S’il a mis un terme à cinq ans de guerre civile, l’accord de paix de 2018 n’a pas empêché la poursuite des violences intercommunautaires. Une jeune femme descend d’un avion humanitaire. Enlevée pendant l’été 2022 lors d’une attaque de bergers, elle tombe dans les bras de son père et de son mari, relate Le Monde. Ses proches lui caressent les cheveux tout en murmurant des prières. Il faut dire que son retour est décrit comme miraculeux. Avant de fouler le tarmac de Pibor, dans l’est du Soudan du Sud, elle a marché pendant 200 km pour rejoindre le village de ses ravisseurs dans l’État de Jonglei. Là, elle a été séparée de son bébé âgé de 4 mois.

Victime de mauvais traitements puis chassée, la jeune femme a été livrée à elle-même pendant des mois. À son arrivée à la frontière éthiopienne, un homme l’a recueillie le temps de la confier aux autorités. Cette histoire est tout sauf un cas rare.

9 000 personnes retenues

Le quotidien chiffre à cent dix-sept le nombre de femmes et d’enfants du groupe murle enlevés dans les environs du Grand Pibor avant de parvenir à regagner leurs proches. Des centaines d’autres espèrent encore être libérés. Selon les autorités, quelque 1 810 personnes ont été kidnappées entre le 24 décembre 2022 et la mi-janvier, lors d’attaques menées par des bergers lourdement armés. Des violences lors desquelles 661 villageois murles sont morts.

Dans l’est du Soudan du Sud, les violences intercommunautaires ne cessent d’empirer depuis 2018. Désormais, les raids contre le bétail sont doublés d’enlèvements. “C’est du trafic d’êtres humains, une forme d’esclavage”, résume un responsable onusien. Et d’ajouter que le phénomène va croissant. Les femmes et les enfants sont ensuite échangés contre des animaux ou de l’argent. Parfois, ils intègrent aussi les familles de leurs ravisseurs. Le fonctionnaire explique au quotidien que 9 000 personnes seraient concernées par cette forme de servitude dans le Jonglei et le Grand Pibor.
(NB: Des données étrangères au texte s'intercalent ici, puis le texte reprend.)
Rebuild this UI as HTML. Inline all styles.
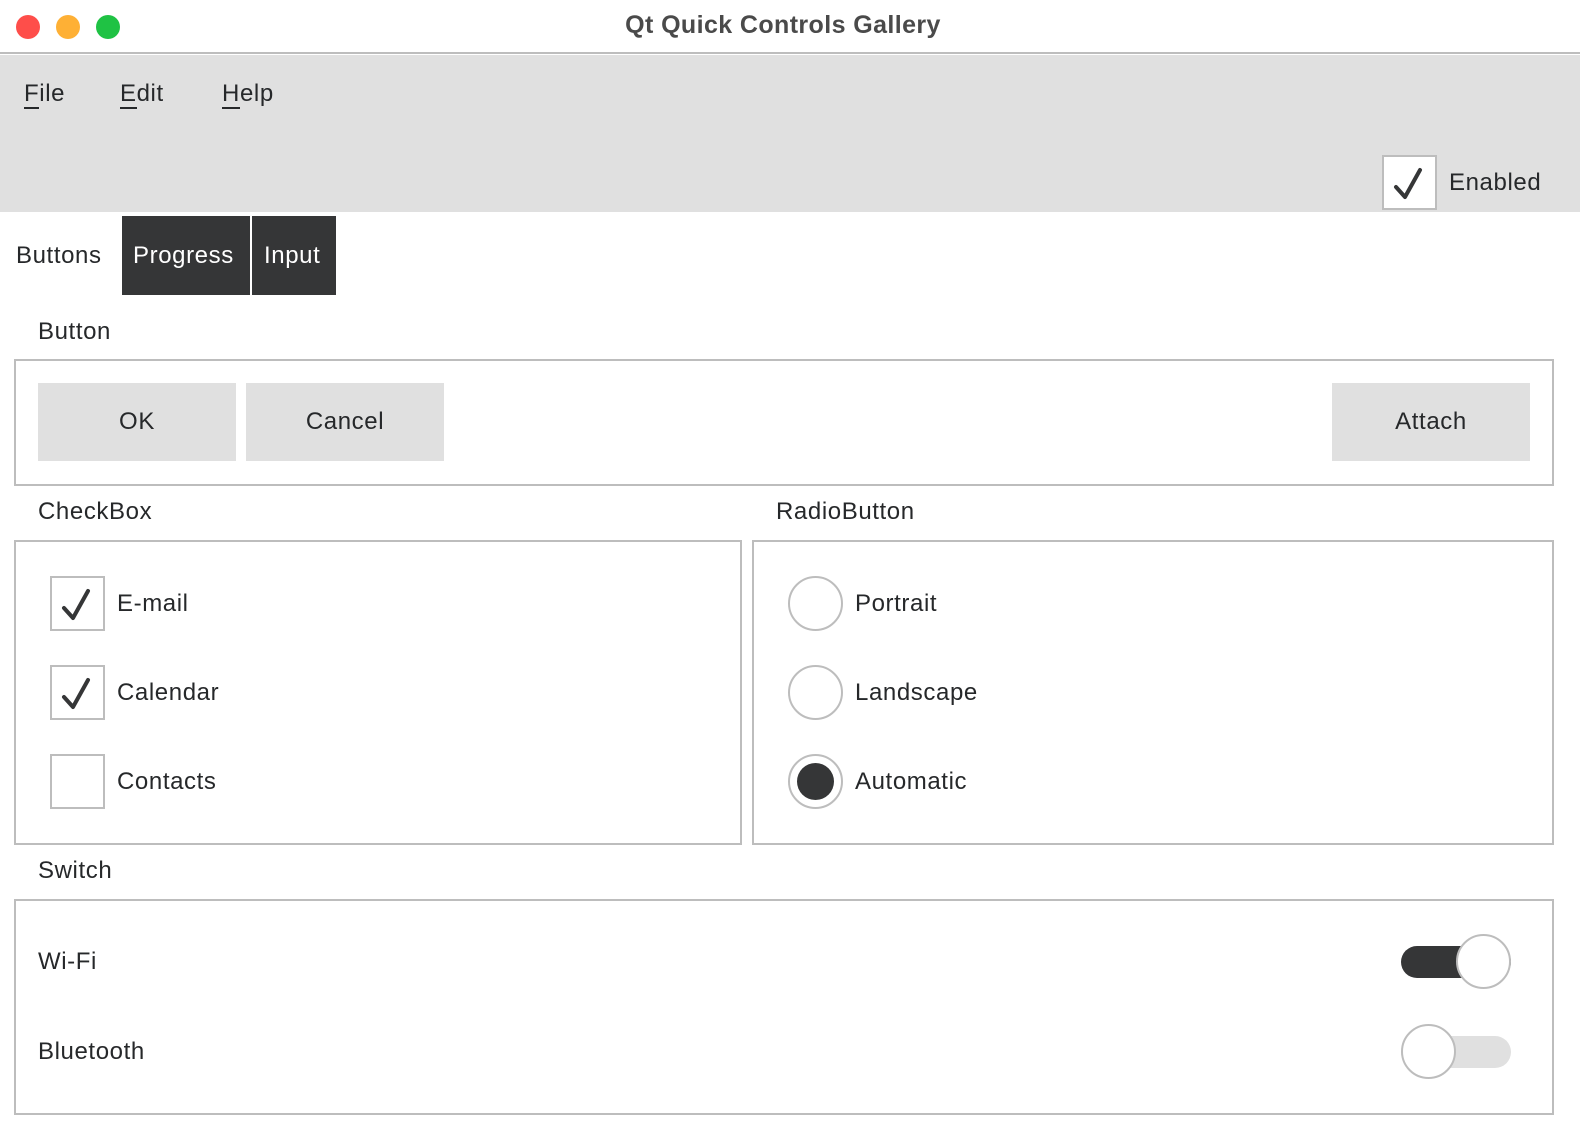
<!DOCTYPE html>
<html><head><meta charset="utf-8"><style>
*{margin:0;padding:0;box-sizing:border-box}
body{width:1580px;height:1138px;background:#fff;font-family:"Liberation Sans",sans-serif;color:#26282a;position:relative;overflow:hidden}
.a{position:absolute}
.t{font-size:24px;line-height:28px;white-space:nowrap;letter-spacing:0.6px}
.frame{position:absolute;border:2px solid #bdbdbd}
.btn{position:absolute;background:#e0e0e0;font-size:24px;letter-spacing:0.6px;display:flex;align-items:center;justify-content:center;height:78px;width:198px;top:383px}
.cb{position:absolute;width:55px;height:55px;border:2px solid #bdbdbd;background:#fff}
.rb{position:absolute;width:55px;height:55px;border:2px solid #bdbdbd;border-radius:50%;background:#fff}
u{text-decoration:none;border-bottom:2px solid #26282a}
</style></head><body>
<div class="a" style="left:0;top:0;width:1580px;height:54px;background:#fff;border-bottom:2px solid #bdbdbd"></div>
<div class="a" style="left:16px;top:15px;width:24px;height:24px;border-radius:50%;background:#fe4e4a"></div>
<div class="a" style="left:56px;top:15px;width:24px;height:24px;border-radius:50%;background:#feb035"></div>
<div class="a" style="left:96px;top:15px;width:24px;height:24px;border-radius:50%;background:#1fc244"></div>
<div class="a t" style="left:0;width:1566px;top:11px;text-align:center;font-weight:bold;font-size:25px;color:#4a4a4a;letter-spacing:0.4px">Qt Quick Controls Gallery</div>
<div class="a" style="left:0;top:55px;width:1580px;height:157px;background:#e0e0e0"></div>
<div class="a t" style="left:24px;top:80px"><u>F</u>ile</div>
<div class="a t" style="left:120px;top:80px"><u>E</u>dit</div>
<div class="a t" style="left:222px;top:80px"><u>H</u>elp</div>
<div class="cb" style="left:1382px;top:155px"><svg width="51" height="51"><path d="M12 30 L21 40 L36 13" stroke="#353637" stroke-width="4" fill="none" stroke-linecap="round" stroke-linejoin="round"/></svg></div>
<div class="a t" style="left:1449px;top:169px">Enabled</div>
<div class="a t" style="left:16px;top:242px">Buttons</div>
<div class="a" style="left:122px;top:216px;width:128px;height:79px;background:#353637"></div>
<div class="a t" style="left:133px;top:242px;color:#fff">Progress</div>
<div class="a" style="left:252px;top:216px;width:84px;height:79px;background:#353637"></div>
<div class="a t" style="left:264px;top:242px;color:#fff">Input</div>

<div class="a t" style="left:38px;top:318px">Button</div>
<div class="frame" style="left:14px;top:359px;width:1540px;height:127px"></div>
<div class="btn" style="left:38px">OK</div>
<div class="btn" style="left:246px">Cancel</div>
<div class="btn" style="left:1332px">Attach</div>

<div class="a t" style="left:38px;top:498px">CheckBox</div>
<div class="a t" style="left:776px;top:498px">RadioButton</div>
<div class="frame" style="left:14px;top:540px;width:728px;height:305px"></div>
<div class="frame" style="left:752px;top:540px;width:802px;height:305px"></div>
<div class="cb" style="left:50px;top:576px"><svg width="51" height="51"><path d="M12 30 L21 40 L36 13" stroke="#353637" stroke-width="4" fill="none" stroke-linecap="round" stroke-linejoin="round"/></svg></div>
<div class="a t" style="left:117px;top:590px">E-mail</div>
<div class="cb" style="left:50px;top:665px"><svg width="51" height="51"><path d="M12 30 L21 40 L36 13" stroke="#353637" stroke-width="4" fill="none" stroke-linecap="round" stroke-linejoin="round"/></svg></div>
<div class="a t" style="left:117px;top:679px">Calendar</div>
<div class="cb" style="left:50px;top:754px"></div>
<div class="a t" style="left:117px;top:768px">Contacts</div>
<div class="rb" style="left:788px;top:576px"></div>
<div class="a t" style="left:855px;top:590px">Portrait</div>
<div class="rb" style="left:788px;top:665px"></div>
<div class="a t" style="left:855px;top:679px">Landscape</div>
<div class="rb" style="left:788px;top:754px"><div class="a" style="left:7px;top:7px;width:37px;height:37px;border-radius:50%;background:#353637"></div></div>
<div class="a t" style="left:855px;top:768px">Automatic</div>

<div class="a t" style="left:38px;top:857px">Switch</div>
<div class="frame" style="left:14px;top:899px;width:1540px;height:216px"></div>
<div class="a t" style="left:38px;top:948px">Wi-Fi</div>
<div class="a" style="left:1401px;top:946px;width:110px;height:32px;border-radius:16px;background:#353637"></div>
<div class="rb" style="left:1456px;top:934px"></div>
<div class="a t" style="left:38px;top:1038px">Bluetooth</div>
<div class="a" style="left:1401px;top:1036px;width:110px;height:32px;border-radius:16px;background:#e0e0e0"></div>
<div class="rb" style="left:1401px;top:1024px"></div>
</body></html>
Des kidnappings pour financer des dots

Un trafic qui touche tout le monde. Les jeunes, par exemple “volent du bétail pour survivre et pour pouvoir se marier. Payer une dot en augmentation, qui monte à soixante, soixante-dix vaches, c’est difficile sans faire un raid sur une communauté voisine”, indique un enseignant. “Si quelqu’un souhaite se marier, il lui faut des vaches. Cette personne pourra aller enlever l’enfant de quelqu’un pour le revendre et acquérir du bétail. C’est bien connu par ici !”, ajoute-t-il.

Après les raids de décembre 2022 et de janvier, les autorités du Jonglei ont fait de leur mieux pour localiser les personnes enlevées. Des efforts salués par Nicholas Haysom, le chef de la Mission des Nations unies au Soudan du Sud. Mais un doute subsiste sur les conditions réelles des libérations. Présentées comme volontaires, beaucoup seraient négociées contre de l’argent, selon plusieurs sources.
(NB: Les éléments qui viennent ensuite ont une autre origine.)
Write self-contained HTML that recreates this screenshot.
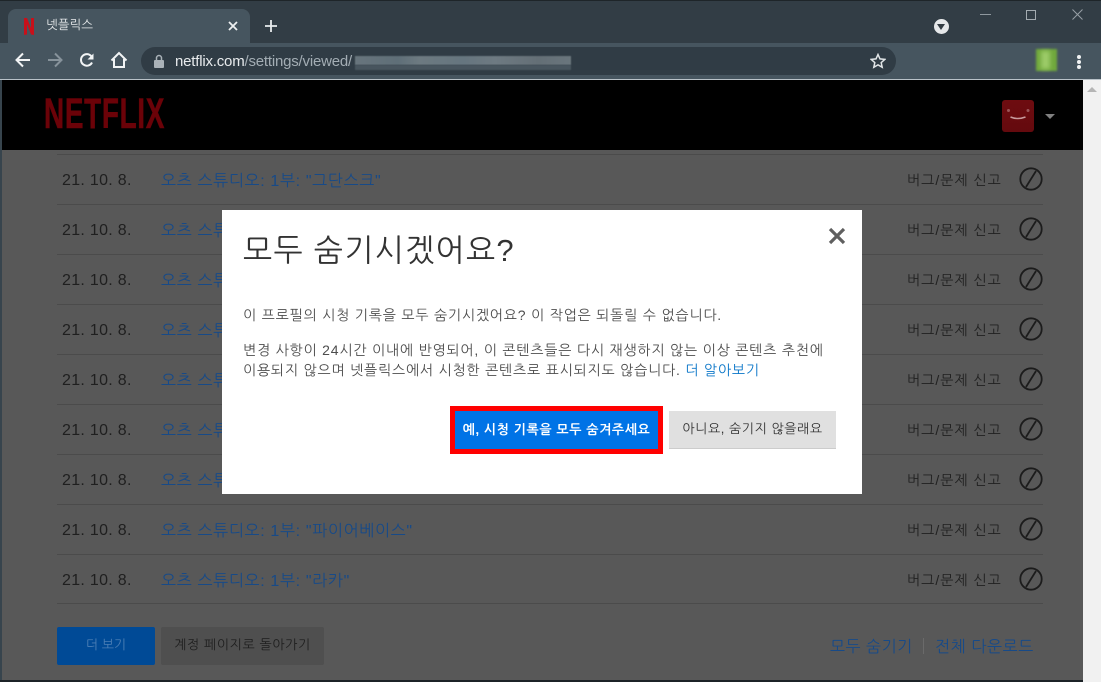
<!DOCTYPE html>
<html lang="ko"><head><meta charset="utf-8"><style>
html,body{margin:0;padding:0;width:1101px;height:682px;overflow:hidden;background:#585858}
*{box-sizing:border-box}
body{position:relative;font-family:"Liberation Sans","NanumGothic","Noto Sans CJK KR",sans-serif}
.a{position:absolute;white-space:nowrap}
.line{position:absolute;left:57px;width:986px;height:1px;background:#4b4b4b}
.date{position:absolute;left:62px;font-size:16px;line-height:20px;color:#1f1f1f;letter-spacing:.3px}
.t{position:absolute;left:161px;font-size:16px;line-height:20px;color:#174a88;white-space:nowrap;letter-spacing:.65px}
.rep{position:absolute;left:907px;font-size:14px;line-height:20px;color:#202020;white-space:nowrap;letter-spacing:1px}
.m{font-size:14px;line-height:20px;color:#4d4d4d;letter-spacing:.8px}
</style></head><body>
<!-- browser chrome -->
<div class="a" style="left:0;top:0;width:1101px;height:43px;background:#323d45;border-top:1px solid #1e2529"></div>
<div class="a" style="left:8px;top:9px;width:242px;height:34px;background:#46555f;border-radius:8px 8px 0 0"></div>
<div class="a" style="left:0;top:43px;width:1101px;height:37px;background:#46555f"></div>
<div class="a" style="left:0;top:79px;width:1101px;height:1px;background:#b9c2c8"></div>
<svg class="a" style="left:22px;top:18px" width="14" height="17" viewBox="0 0 14 17"><path d="M2 0h3l4 10V0h3v17l-3-.5L5 6v10.500L2 17z" fill="#c8101a"/></svg>
<div class="a" style="left:46px;top:17px;font-size:12.500px;line-height:17px;color:#e6e9eb">넷플릭스</div>
<svg class="a" style="left:227px;top:20px" width="12" height="12" viewBox="0 0 12 12"><path d="M2 2l8 8M10 2l-8 8" stroke="#eef0f1" stroke-width="1.800"/></svg>
<svg class="a" style="left:264px;top:19px" width="14" height="14" viewBox="0 0 14 14"><path d="M7 1v12M1 7h12" stroke="#e8ebed" stroke-width="1.800"/></svg>
<svg class="a" style="left:14px;top:51px" width="18" height="18" viewBox="0 0 18 18"><path d="M16 9H3M9 2.500L2.500 9 9 15.500" fill="none" stroke="#f2f4f5" stroke-width="2"/></svg>
<svg class="a" style="left:46px;top:51px" width="18" height="18" viewBox="0 0 18 18"><path d="M2 9h13M9 2.500L15.500 9 9 15.500" fill="none" stroke="#87939b" stroke-width="2"/></svg>
<svg class="a" style="left:78px;top:52px" width="18" height="17" viewBox="0 0 18 17"><path d="M14 10.500A5.800 5.800 0 1 1 13.500 4.500" fill="none" stroke="#f2f4f5" stroke-width="2"/><path d="M15.500 1.500v6h-6z" fill="#f2f4f5"/></svg>
<svg class="a" style="left:110px;top:51px" width="18" height="18" viewBox="0 0 18 18"><path d="M1.500 9.500L9 2l7.500 7.500M4 8v8h10V8" fill="none" stroke="#f2f4f5" stroke-width="2"/></svg>
<div class="a" style="left:141px;top:47px;width:755px;height:28px;background:#303c45;border-radius:14px"></div>
<svg class="a" style="left:153px;top:54px" width="12" height="14" viewBox="0 0 12 14"><rect x="1" y="6" width="10" height="8" rx="1" fill="#aab2b8"/><path d="M3.500 6V4a2.500 2.500 0 0 1 5 0v2" fill="none" stroke="#aab2b8" stroke-width="1.500"/></svg>
<div class="a" style="left:175px;top:53px;font-size:15px;line-height:18px;color:#e8ebed;letter-spacing:-.2px">netflix.com<span style="color:#a3adb4">/settings/viewed/</span></div>
<div class="a" style="left:355px;top:56px;width:216px;height:9px;background:linear-gradient(90deg,#68757d,#5f6f78 20%,#6d7a81 30%,#66767f 50%,#6e7a82 65%,#646f76 85%,#6a767d);filter:blur(.6px)"></div>
<div class="a" style="left:355px;top:65px;width:216px;height:5px;background:#48555e;filter:blur(.6px)"></div>
<svg class="a" style="left:870px;top:53px" width="16" height="16" viewBox="0 0 16 16"><path d="M8 1.500l2 4.400 4.800.5-3.600 3.200 1 4.700L8 11.900l-4.200 2.400 1-4.700L1.200 6.400 6 5.900z" fill="none" stroke="#e2e6e8" stroke-width="1.500"/></svg>
<div class="a" style="left:934px;top:19px;width:15px;height:15px;border-radius:50%;background:#e6e8ea"></div>
<div class="a" style="left:937px;top:24px;width:0;height:0;border:4.500px solid transparent;border-top:6px solid #333c43;border-bottom:0"></div>
<div class="a" style="left:980px;top:14px;width:11px;height:1px;background:#8f989e"></div>
<div class="a" style="left:1026px;top:10px;width:10px;height:10px;border:1px solid #a3abb0"></div>
<svg class="a" style="left:1072px;top:9px" width="11" height="11" viewBox="0 0 11 11"><path d="M.5.500l10 10M10.500.500l-10 10" stroke="#98a0a5"/></svg>
<div class="a" style="left:1036px;top:49px;width:21px;height:22px;background:#70a83c;filter:blur(1px)"></div>
<div class="a" style="left:1041px;top:51px;width:9px;height:18px;background:#9ccb68;filter:blur(2px)"></div>
<div class="a" style="left:1077px;top:55px;width:4px;height:4px;border-radius:50%;background:#f0f2f3;box-shadow:0 5px 0 #f0f2f3,0 10px 0 #f0f2f3"></div>

<!-- page -->
<div class="a" style="left:0;top:80px;width:2px;height:602px;background:#37444d"></div>
<div class="a" style="left:2px;top:80px;width:1081px;height:70px;background:#000"></div>
<div class="a" style="left:1083px;top:80px;width:18px;height:602px;background:#f1f1f1"></div>
<div class="a" style="left:1087px;top:87px;width:0;height:0;border:5px solid transparent;border-bottom:5px solid #b5b5b5;border-top:0"></div>
<div class="a" style="left:0;top:680px;width:1083px;height:2px;background:#1c2327"></div>
<div class="a" style="left:44px;top:90px;font:bold 43px/48px 'Liberation Sans',sans-serif;color:#6b0208;transform:scaleX(.65);transform-origin:0 0;letter-spacing:1px;-webkit-text-stroke:.6px #6b0208">NETFLIX</div>
<div class="a" style="left:1002px;top:100px;width:32px;height:32px;border-radius:3px;background:linear-gradient(#6e0c10,#640a0e)"></div>
<svg class="a" style="left:1002px;top:100px" width="32" height="32" viewBox="0 0 32 32"><circle cx="6.500" cy="10.500" r="1.500" fill="#9a5558"/><circle cx="26" cy="10.500" r="1.500" fill="#9a5558"/><path d="M13 17q7 3 15 0" transform="translate(-4.500 0)" fill="none" stroke="#c89a9c" stroke-width="1.500"/></svg>
<div class="a" style="left:1045px;top:114px;width:0;height:0;border:5px solid transparent;border-top:5px solid #808080;border-bottom:0"></div>

<div class="line" style="top:154px"></div>
<div class="line" style="top:204px"></div><div class="line" style="top:254px"></div><div class="line" style="top:304px"></div><div class="line" style="top:354px"></div><div class="line" style="top:404px"></div><div class="line" style="top:454px"></div><div class="line" style="top:504px"></div><div class="line" style="top:554px"></div><div class="line" style="top:603px"></div>

<div class="date" style="top:171px">21. 10. 8.</div><a class="t" style="top:172px">오츠 스튜디오: 1부: "그단스크"</a><div class="rep" style="top:170px">버그/문제 신고</div>
<div class="date" style="top:221px">21. 10. 8.</div><a class="t" style="top:222px">오츠 스튜디오: 1부</a><div class="rep" style="top:220px">버그/문제 신고</div>
<div class="date" style="top:271px">21. 10. 8.</div><a class="t" style="top:272px">오츠 스튜디오: 1부</a><div class="rep" style="top:270px">버그/문제 신고</div>
<div class="date" style="top:321px">21. 10. 8.</div><a class="t" style="top:322px">오츠 스튜디오: 1부</a><div class="rep" style="top:320px">버그/문제 신고</div>
<div class="date" style="top:371px">21. 10. 8.</div><a class="t" style="top:372px">오츠 스튜디오: 1부</a><div class="rep" style="top:370px">버그/문제 신고</div>
<div class="date" style="top:421px">21. 10. 8.</div><a class="t" style="top:422px">오츠 스튜디오: 1부</a><div class="rep" style="top:420px">버그/문제 신고</div>
<div class="date" style="top:471px">21. 10. 8.</div><a class="t" style="top:472px">오츠 스튜디오: 1부</a><div class="rep" style="top:470px">버그/문제 신고</div>
<div class="date" style="top:521px">21. 10. 8.</div><a class="t" style="top:522px">오츠 스튜디오: 1부: "파이어베이스"</a><div class="rep" style="top:520px">버그/문제 신고</div>
<div class="date" style="top:571px">21. 10. 8.</div><a class="t" style="top:572px">오츠 스튜디오: 1부: "라카"</a><div class="rep" style="top:570px">버그/문제 신고</div>

<svg class="a" style="left:1019px;top:167px" width="25" height="425" viewBox="0 0 25 425" fill="none" stroke="#1c1c1c" stroke-width="1.800">
<g><circle cx="12" cy="12" r="10.700"/><path d="M17 4L7 20"/></g>
<g transform="translate(0 50)"><circle cx="12" cy="12" r="10.700"/><path d="M17 4L7 20"/></g>
<g transform="translate(0 100)"><circle cx="12" cy="12" r="10.700"/><path d="M17 4L7 20"/></g>
<g transform="translate(0 150)"><circle cx="12" cy="12" r="10.700"/><path d="M17 4L7 20"/></g>
<g transform="translate(0 200)"><circle cx="12" cy="12" r="10.700"/><path d="M17 4L7 20"/></g>
<g transform="translate(0 250)"><circle cx="12" cy="12" r="10.700"/><path d="M17 4L7 20"/></g>
<g transform="translate(0 300)"><circle cx="12" cy="12" r="10.700"/><path d="M17 4L7 20"/></g>
<g transform="translate(0 350)"><circle cx="12" cy="12" r="10.700"/><path d="M17 4L7 20"/></g>
<g transform="translate(0 400)"><circle cx="12" cy="12" r="10.700"/><path d="M17 4L7 20"/></g>
</svg>

<div class="a" style="left:57px;top:627px;width:98px;height:38px;background:#004a96;border-radius:2px;text-align:center;font-size:13px;line-height:36px;color:#4c7fb5">더 보기</div>
<div class="a" style="left:161px;top:627px;width:163px;height:38px;background:#4f4f4f;border-radius:2px;text-align:center;font-size:13px;line-height:36px;color:#1e1e1e;letter-spacing:.6px">계정 페이지로 돌아가기</div>
<div class="a" style="left:830px;top:638px;font-size:16px;line-height:20px;color:#174a88;letter-spacing:.5px">모두 숨기기</div>
<div class="a" style="left:923px;top:638px;width:1px;height:16px;background:#6a6a6a"></div>
<div class="a" style="left:935px;top:638px;font-size:16px;line-height:20px;color:#174a88;letter-spacing:.6px">전체 다운로드</div>

<!-- modal -->
<div class="a" style="left:222px;top:210px;width:640px;height:284px;background:#fff"></div>
<div class="a" style="left:243px;top:232px;font-size:31px;line-height:38px;color:#333;letter-spacing:1.300px">모두 숨기시겠어요?</div>
<svg class="a" style="left:828px;top:227px" width="18" height="18" viewBox="0 0 18 18"><path d="M2 2l14 14M16 2L2 16" stroke="#5f5f5f" stroke-width="3.200"/></svg>
<div class="a m" style="left:243px;top:305px">이 프로필의 시청 기록을 모두 숨기시겠어요? 이 작업은 되돌릴 수 없습니다.</div>
<div class="a m" style="left:243px;top:340px">변경 사항이 24시간 이내에 반영되어, 이 콘텐츠들은 다시 재생하지 않는 이상 콘텐츠 추천에</div>
<div class="a m" style="left:243px;top:360px">이용되지 않으며 넷플릭스에서 시청한 콘텐츠로 표시되지도 않습니다. <span style="color:#0a76c8">더 알아보기</span></div>
<div class="a" style="left:450px;top:406px;width:213px;height:48px;background:#ff0000"></div>
<div class="a" style="left:455px;top:411px;width:203px;height:38px;background:#0073e6;text-align:center;font-size:13px;font-weight:bold;line-height:37px;color:#fff;letter-spacing:.6px">예, 시청 기록을 모두 숨겨주세요</div>
<div class="a" style="left:669px;top:411px;width:167px;height:38px;background:#e0e0e0;border-bottom:1px solid #ccc;text-align:center;font-size:13px;line-height:36px;color:#333;letter-spacing:.55px">아니요, 숨기지 않을래요</div>
</body></html>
Des vérifications poussées

L’ONU, de son côté, se charge de financer le transport des rapatriés, ainsi que les soins médicaux dont ils ont besoin. Puis l’ONG sud-soudanaise Gredo, à Pibor, s’occupe de les héberger et de les nourrir. Elle vérifie aussi que les familles retrouvées par ces femmes et ces enfants tout juste libérés sont bel et bien les leurs.